The Loonie’s speculative tailwinds

Written by Stephen Poloz

Global interest in the Canadian dollar has been riding high, fuelling speculation that it could break out into the 90-cent-plus range against the U.S. dollar. Speculation can be self-fulfilling, but during such episodes it is good to know what the currency’s fundamentals are, too.

Separating fundamental forces from speculative forces is very important. Speculative forces can be likened to a bird’s ability to fly, while fundamental forces are more like gravity. Birds can ignore gravity, but only temporarily — eventually, gravity prevails. When speculators as a group come to believe that a currency is very likely to rise, the very act of betting on that rise puts a flow of money into the marketplace that makes the speculation true. But if that takes the currency out of line with its fundamentals, the underlying forces of demand and supply eventually win out.

Which brings us to the recent behaviour of the Canadian dollar. The loonie reached a daily high of 88.4 U.S. cents on March 3 and, despite its recent retreat, is still forecast by many to keep edging higher in coming months. Many reasons are given for this, including prospects for higher commodity prices, rising interest rates, and even factors such as Canada’s fiscal and current account surpluses, neither of which typically appears in economists’ currency models.

According to EDC’s statistical model of the exchange rate, the dollar should be averaging between 85-86 cents at the moment. The dollar has fluctuated in a range between 85 and 88 cents during the first 10 weeks of the year, which is close enough to the model’s prediction. However, the more important issue is what comes next.

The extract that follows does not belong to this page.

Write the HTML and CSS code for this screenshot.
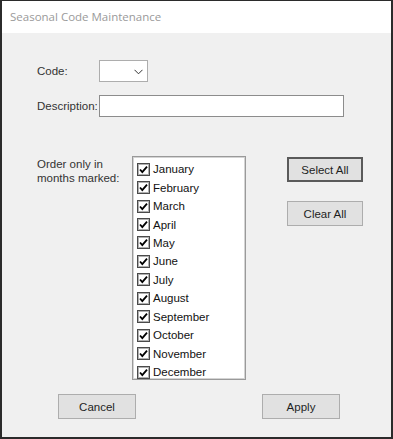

A year ago, the dollar was at about 82 cents and oil was about $50. Although oil prices today are well below their peaks of last autumn, they remain above $60, which is the key explanation for the 3-4 cent rise in the predicted value of the dollar during the past year. With world economic growth stabilizing and expected to moderate, energy and other commodity prices will probably ease further in the next few months. Interest rates may rise a bit more, in both Canada and the U.S., but if economic growth begins to moderate and inflation remains tame the pressure on interest rates to rise should dissipate as well. And, when the world economy grows more slowly, and credit conditions become less liquid, the U.S. dollar usually rises against most other currencies.

All this adds up to a forecast for the Canadian dollar in the later months of 2006 of 83-84 cents. If the price of oil were to fall by another $10 then the forecast value of the dollar would drift down to 80-81 cents. Of course, speculative forces are quite capable of taking the currency higher, even above 90 cents, before it heads lower in line with its fundamentals, but this analysis suggests that such a speculative episode would probably be short-lived.

The bottom line? Speculative juices almost always run rampant around global growth turning points, like the one we are seeing now, because economic growth becomes more divergent across countries. But once a moderation in world economic growth becomes apparent, the Canadian dollar’s fundamentals should reassert themselves and take the loonie lower.

March 9, 2006

The views expressed here are those of the author, and not necessarily of Export Development Canada.